Del error al terror

Si el resorte del gobierno popular en tiempos de paz es la virtud, el resorte del gobierno durante la revolución son, al mismo tiempo, la virtud y el terror; la virtud sin la cual el terror es mortal; el terror sin el cual la virtud es impotente». Robespierre.

Volvamos al texto Humanisme et terreur de Merleau-Ponty, según el cual algunos estalinistas, cuando se veían obligados a admitir (normalmente en conversaciones privadas) que muchas de las víctimas de las purgas eran inocentes y fueron acusadas y asesinadas porque «el partido necesitaba su sangre para fortalecer su unidad», imaginaban el momento futuro de la victoria final, cuando a todas las víctimas necesarias se les dará lo que les es debido y se reconocerá su inocencia y su gran sacrificio por la Causa. Esto es lo que Lacan, en su seminario sobre L’Éthique de la psychanalyse, llama la «perspectiva del juicio final», una perspectiva aún más claramente discernible en uno de los términos clave del discurso estalinista, el de la «culpa objetiva» y [...] es por supuesto el Partido el único que puede juzgar sobre lo que «significan objetivamente» sus actos [...] esa «perspectiva del Juicio Final», la idea de que en algún lugar, aunque sea siquiera como punto de referencia virtual, y aunque aceptemos que no podemos ocupar nunca ese lugar para dictar desde él sentencia, tiene que haber una norma que nos permita valorar «objetivamente» nuestros actos y conocer su «significado real», su auténtico estatus ético.

Alain Badiou, en su Logiques des mondes, examina la idea eterna de la política de la justicia revolucionaria y su ejercicio, desde los antiguos «legistas» chinos hasta Lenin y Mao, pasando por los jacobinos, distinguiendo en ella cuatro momentos: voluntarismo (la creencia de que se pueden «mover montañas», ignorar las leyes «subjetivas» y los obstáculos «objetivos»), terror (una voluntad implacable de aplastar a los enemigos del pueblo), justicia igualitaria (su imposición brutal e inmediata, sin atender a las «complejas circunstancias» que supuestamente obligan a proceder gradualmente) y, por último, confianza en el pueblo.

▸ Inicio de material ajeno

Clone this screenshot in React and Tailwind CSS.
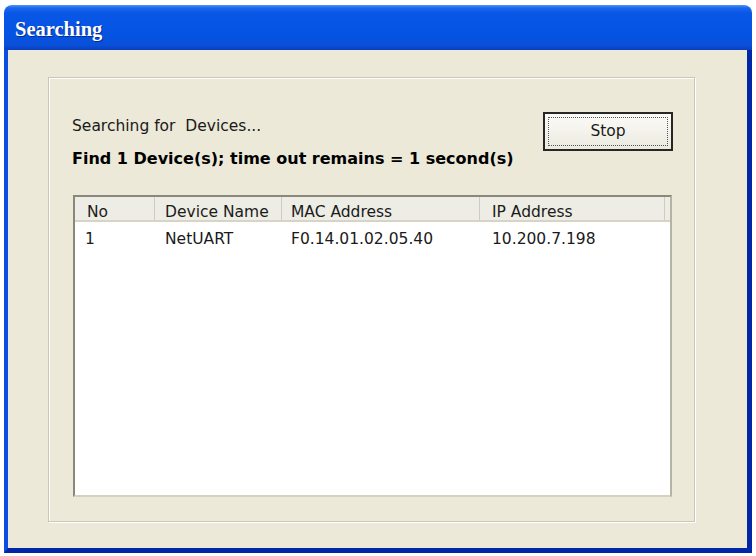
import React from 'react';

const columns = [
  { label: 'No', width: 'w-[80px]', pad: 'pl-[12px]' },
  { label: 'Device Name', width: 'w-[127px]', pad: 'pl-[10px]' },
  { label: 'MAC Address', width: 'w-[198px]', pad: 'pl-[9px]' },
  { label: 'IP Address', width: 'w-[185px]', pad: 'pl-[12px]' },
];

const devices = [
  { no: '1', name: 'NetUART', mac: 'F0.14.01.02.05.40', ip: '10.200.7.198' },
];

const SearchDialog = () => {
  return (
    <div className="w-[756px] h-[556px] bg-white pt-[5px] pl-[4px] font-['DejaVu_Sans',sans-serif] text-[15.5px] text-[#1a1a1a]">
      <div className="w-[748px] h-[548px] flex flex-col rounded-t-[8px] overflow-hidden">
        {/* title bar */}
        <div className="h-[45px] shrink-0 flex items-center pl-[11px] bg-[linear-gradient(to_bottom,#4a95f7_0px,#1a66ee_3px,#0857e6_8px,#0453e2_30px,#0a50d8_40px,#0a3fc2_45px)]">
          <span className="font-['Liberation_Serif',serif] font-bold text-[20.5px] text-white [text-shadow:1px_1px_0_#0b2a8c] mt-[3px]">
            Searching
          </span>
        </div>

        {/* body */}
        <div className="flex-1 flex flex-col bg-[#ECE9D8] border-l-[4px] border-r-[5px] border-b-[5px] border-l-[#0b4fe2] border-r-[#0226a8] border-b-[#0226a8] pl-[40px] pt-[27px] pr-[52px] pb-[26px]">
          {/* group box */}
          <div className="flex-1 flex flex-col border border-[#C9C7B6] shadow-[1px_1px_0_#ffffff,inset_1px_1px_0_#ffffff] pt-[34px] pl-[24px] pr-[22px] pb-[24px]">
            <div className="flex justify-between items-start">
              <div className="mt-[4px] -ml-[1px]">
                <div className="h-[20px] leading-[20px] whitespace-pre">Searching for  Devices...</div>
                <div className="h-[20px] leading-[20px] mt-[13px] font-bold text-[16px] text-black">
                  Find 1 Device(s); time out remains = 1 second(s)
                </div>
              </div>
              <button className="w-[130px] h-[39px] -mr-[1px] border-2 border-[#262626] bg-[linear-gradient(to_bottom,#fbfbf8,#eceadf)] p-[3px]">
                <div className="h-full w-full border border-dotted border-[#555] flex items-center justify-center leading-none">
                  Stop
                </div>
              </button>
            </div>

            {/* list view */}
            <div className="flex-1 mt-[26px] bg-white border-2 border-t-[#8a887c] border-l-[#8a887c] border-b-[#d4d1c2] border-r-[#b5b3a6] flex flex-col">
              <div className="h-[25px] flex bg-[#EEEDE5] border-b-[2px] border-b-[#d7d4c6]">
                {columns.map((col) => (
                  <div
                    key={col.label}
                    className={`${col.width} ${col.pad} shrink-0 flex items-center pt-[8px] border-r border-r-[#cfccbd]`}
                  >
                    <span className="leading-none">{col.label}</span>
                  </div>
                ))}
                <div className="flex-1" />
              </div>
              {devices.map((d) => (
                <div key={d.no} className="flex h-[20px] leading-[20px] mt-[7px]">
                  <div className="w-[80px] pl-[10px] shrink-0">{d.no}</div>
                  <div className="w-[127px] pl-[10px] shrink-0">{d.name}</div>
                  <div className="w-[198px] pl-[9px] shrink-0">{d.mac}</div>
                  <div className="w-[185px] pl-[12px] shrink-0">{d.ip}</div>
                </div>
              ))}
            </div>
          </div>
        </div>
      </div>
    </div>
  );
};

export default function App() {
  return <SearchDialog />;
}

Momentos antes de la ejecución de Robespierre, el verdugo se dio cuenta de que su cabeza no entraría en la guillotina con las vendas que cubrían sus heridas en la mandíbula, por lo que se las arrancó brutalmente; Robespierre lanzó al parecer un agudo grito fantasmal, que no se interrumpió hasta que la hoja cayó sobre su cuello. Ese último grito es legendario: dio lugar a toda una variedad de interpretaciones, la mayoría de ellas relacionadas con el aterrador chillido inhumano del espíritu del mal obligado a abandonar el cuerpo.

[Fragmentos de la introducción de Zizek al libro Virtud y Terror, una antología de textos de Robespierre].